* start Material for the task *
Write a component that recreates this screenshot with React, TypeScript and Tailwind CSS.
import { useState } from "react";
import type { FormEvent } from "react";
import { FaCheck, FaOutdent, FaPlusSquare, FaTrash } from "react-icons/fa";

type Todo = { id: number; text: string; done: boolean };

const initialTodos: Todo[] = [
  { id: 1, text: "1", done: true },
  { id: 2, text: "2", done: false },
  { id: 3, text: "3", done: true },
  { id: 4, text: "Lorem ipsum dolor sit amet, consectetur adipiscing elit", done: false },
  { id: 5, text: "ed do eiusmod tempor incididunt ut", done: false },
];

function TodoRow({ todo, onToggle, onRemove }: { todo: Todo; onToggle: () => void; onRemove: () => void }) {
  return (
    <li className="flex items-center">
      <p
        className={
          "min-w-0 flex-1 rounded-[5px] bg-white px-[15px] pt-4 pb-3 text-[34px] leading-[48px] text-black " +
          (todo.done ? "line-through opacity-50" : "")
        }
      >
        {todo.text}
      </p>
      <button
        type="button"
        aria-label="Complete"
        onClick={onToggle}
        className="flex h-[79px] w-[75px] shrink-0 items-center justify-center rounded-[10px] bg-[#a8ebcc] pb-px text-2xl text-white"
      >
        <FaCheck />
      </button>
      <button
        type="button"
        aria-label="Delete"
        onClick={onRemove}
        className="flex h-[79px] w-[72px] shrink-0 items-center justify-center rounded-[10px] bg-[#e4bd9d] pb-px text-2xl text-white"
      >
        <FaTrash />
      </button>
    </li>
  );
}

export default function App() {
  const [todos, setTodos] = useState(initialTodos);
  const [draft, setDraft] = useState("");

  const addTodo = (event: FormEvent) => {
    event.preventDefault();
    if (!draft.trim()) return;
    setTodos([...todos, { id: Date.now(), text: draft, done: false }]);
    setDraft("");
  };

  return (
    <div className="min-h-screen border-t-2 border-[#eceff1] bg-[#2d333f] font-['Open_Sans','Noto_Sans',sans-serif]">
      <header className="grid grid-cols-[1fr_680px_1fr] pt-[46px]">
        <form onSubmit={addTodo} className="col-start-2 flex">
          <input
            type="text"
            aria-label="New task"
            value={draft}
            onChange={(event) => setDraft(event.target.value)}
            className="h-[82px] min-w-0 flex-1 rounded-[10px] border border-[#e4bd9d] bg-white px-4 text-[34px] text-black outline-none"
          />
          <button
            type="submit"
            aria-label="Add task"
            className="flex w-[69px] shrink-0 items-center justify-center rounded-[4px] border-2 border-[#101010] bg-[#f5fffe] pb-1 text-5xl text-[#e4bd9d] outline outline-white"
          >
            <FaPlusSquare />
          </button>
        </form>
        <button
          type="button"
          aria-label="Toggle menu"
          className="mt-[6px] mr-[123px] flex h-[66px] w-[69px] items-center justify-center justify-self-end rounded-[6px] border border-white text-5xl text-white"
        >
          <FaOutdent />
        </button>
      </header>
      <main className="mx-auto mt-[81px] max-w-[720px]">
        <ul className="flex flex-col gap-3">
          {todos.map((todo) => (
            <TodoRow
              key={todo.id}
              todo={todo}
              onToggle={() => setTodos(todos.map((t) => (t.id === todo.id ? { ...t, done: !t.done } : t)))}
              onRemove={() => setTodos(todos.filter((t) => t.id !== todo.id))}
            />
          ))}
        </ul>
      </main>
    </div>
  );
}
* end Material for the task *
* start Material for the task *
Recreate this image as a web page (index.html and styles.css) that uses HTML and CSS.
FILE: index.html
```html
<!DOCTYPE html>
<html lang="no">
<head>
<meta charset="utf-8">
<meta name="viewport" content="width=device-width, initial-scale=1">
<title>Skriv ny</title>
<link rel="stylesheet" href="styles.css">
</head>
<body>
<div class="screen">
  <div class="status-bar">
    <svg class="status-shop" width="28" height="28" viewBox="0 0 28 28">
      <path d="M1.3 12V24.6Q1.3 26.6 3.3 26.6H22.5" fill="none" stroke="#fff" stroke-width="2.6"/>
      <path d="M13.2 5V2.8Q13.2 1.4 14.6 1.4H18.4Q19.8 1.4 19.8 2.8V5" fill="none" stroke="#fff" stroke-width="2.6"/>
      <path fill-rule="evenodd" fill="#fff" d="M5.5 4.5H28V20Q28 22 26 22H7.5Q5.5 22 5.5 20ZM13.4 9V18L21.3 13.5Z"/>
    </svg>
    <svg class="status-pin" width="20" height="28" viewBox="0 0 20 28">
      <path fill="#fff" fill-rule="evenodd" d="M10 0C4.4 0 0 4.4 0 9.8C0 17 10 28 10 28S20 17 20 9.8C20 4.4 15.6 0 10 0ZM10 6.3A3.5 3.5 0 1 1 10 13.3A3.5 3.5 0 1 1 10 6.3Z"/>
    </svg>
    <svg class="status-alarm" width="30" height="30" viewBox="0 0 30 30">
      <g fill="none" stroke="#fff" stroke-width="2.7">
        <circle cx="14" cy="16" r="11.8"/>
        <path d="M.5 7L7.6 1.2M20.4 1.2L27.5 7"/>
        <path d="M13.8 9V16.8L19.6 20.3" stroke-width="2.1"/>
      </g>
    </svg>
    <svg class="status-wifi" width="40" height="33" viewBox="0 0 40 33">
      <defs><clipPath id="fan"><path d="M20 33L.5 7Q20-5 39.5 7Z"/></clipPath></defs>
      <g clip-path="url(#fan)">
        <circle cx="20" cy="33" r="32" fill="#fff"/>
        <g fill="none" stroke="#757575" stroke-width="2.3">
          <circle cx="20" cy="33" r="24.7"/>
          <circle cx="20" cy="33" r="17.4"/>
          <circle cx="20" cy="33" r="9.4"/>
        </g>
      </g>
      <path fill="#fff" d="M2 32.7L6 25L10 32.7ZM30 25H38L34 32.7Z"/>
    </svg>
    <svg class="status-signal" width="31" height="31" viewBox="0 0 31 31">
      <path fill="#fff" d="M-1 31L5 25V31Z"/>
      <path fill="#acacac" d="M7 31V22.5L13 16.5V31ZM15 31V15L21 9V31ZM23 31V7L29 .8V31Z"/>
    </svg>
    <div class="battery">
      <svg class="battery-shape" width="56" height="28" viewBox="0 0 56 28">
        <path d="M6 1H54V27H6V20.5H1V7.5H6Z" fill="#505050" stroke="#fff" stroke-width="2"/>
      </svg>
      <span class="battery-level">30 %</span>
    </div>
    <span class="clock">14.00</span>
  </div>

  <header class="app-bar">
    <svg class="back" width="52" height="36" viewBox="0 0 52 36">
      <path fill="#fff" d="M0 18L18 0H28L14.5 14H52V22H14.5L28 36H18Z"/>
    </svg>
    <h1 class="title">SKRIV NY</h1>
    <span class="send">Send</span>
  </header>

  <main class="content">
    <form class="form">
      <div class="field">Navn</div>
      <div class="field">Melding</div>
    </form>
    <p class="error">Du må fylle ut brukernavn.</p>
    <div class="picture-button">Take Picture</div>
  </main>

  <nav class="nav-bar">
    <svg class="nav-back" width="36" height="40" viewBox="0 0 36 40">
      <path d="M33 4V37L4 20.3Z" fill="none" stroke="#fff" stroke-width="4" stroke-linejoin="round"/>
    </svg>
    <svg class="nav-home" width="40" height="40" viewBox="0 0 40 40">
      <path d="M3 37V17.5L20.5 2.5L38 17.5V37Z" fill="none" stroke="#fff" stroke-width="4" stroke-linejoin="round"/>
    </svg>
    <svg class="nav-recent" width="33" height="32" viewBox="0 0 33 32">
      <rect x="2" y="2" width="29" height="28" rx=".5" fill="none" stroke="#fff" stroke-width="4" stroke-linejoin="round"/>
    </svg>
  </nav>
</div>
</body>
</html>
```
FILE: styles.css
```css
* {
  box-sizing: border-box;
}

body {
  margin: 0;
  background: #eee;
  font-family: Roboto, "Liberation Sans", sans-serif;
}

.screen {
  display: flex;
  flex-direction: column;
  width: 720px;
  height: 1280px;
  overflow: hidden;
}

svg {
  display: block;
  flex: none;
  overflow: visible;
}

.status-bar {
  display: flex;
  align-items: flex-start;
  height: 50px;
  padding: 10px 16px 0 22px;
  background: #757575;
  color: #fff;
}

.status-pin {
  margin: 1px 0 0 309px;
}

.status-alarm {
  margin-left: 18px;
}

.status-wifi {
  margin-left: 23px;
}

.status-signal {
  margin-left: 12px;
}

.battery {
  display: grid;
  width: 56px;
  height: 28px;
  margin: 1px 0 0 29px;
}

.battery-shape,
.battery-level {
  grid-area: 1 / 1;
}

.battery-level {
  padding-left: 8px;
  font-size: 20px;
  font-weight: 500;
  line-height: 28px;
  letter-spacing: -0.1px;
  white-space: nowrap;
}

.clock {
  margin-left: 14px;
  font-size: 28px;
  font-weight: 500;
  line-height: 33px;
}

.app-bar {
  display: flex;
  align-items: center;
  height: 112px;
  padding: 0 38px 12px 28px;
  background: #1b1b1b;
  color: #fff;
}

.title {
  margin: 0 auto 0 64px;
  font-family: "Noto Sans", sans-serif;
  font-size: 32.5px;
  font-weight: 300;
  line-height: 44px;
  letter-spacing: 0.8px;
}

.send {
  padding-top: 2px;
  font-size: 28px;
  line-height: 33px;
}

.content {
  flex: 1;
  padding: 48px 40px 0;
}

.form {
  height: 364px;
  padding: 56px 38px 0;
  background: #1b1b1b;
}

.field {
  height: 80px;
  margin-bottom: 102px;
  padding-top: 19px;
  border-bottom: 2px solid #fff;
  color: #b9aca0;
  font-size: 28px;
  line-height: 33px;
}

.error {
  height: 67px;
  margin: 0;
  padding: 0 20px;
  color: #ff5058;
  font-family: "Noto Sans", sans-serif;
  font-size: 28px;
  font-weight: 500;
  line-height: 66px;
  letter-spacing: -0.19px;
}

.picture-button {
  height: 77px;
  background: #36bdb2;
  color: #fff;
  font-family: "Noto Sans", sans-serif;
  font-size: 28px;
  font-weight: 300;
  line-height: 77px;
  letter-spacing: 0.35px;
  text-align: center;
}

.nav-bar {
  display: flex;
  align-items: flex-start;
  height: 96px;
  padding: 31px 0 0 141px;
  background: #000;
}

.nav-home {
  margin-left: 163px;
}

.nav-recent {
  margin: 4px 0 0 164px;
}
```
* end Material for the task *
# Goal of the exercise
Only the lines from the one with "Write a component" up to the one with "FaOutdent, FaPlusSquare, FaTrash" should be repeated, both included, exactly as they appear.

# Complete response
Write a component that recreates this screenshot with React, TypeScript and Tailwind CSS.
import { useState } from "react";
import type { FormEvent } from "react";
import { FaCheck, FaOutdent, FaPlusSquare, FaTrash } from "react-icons/fa";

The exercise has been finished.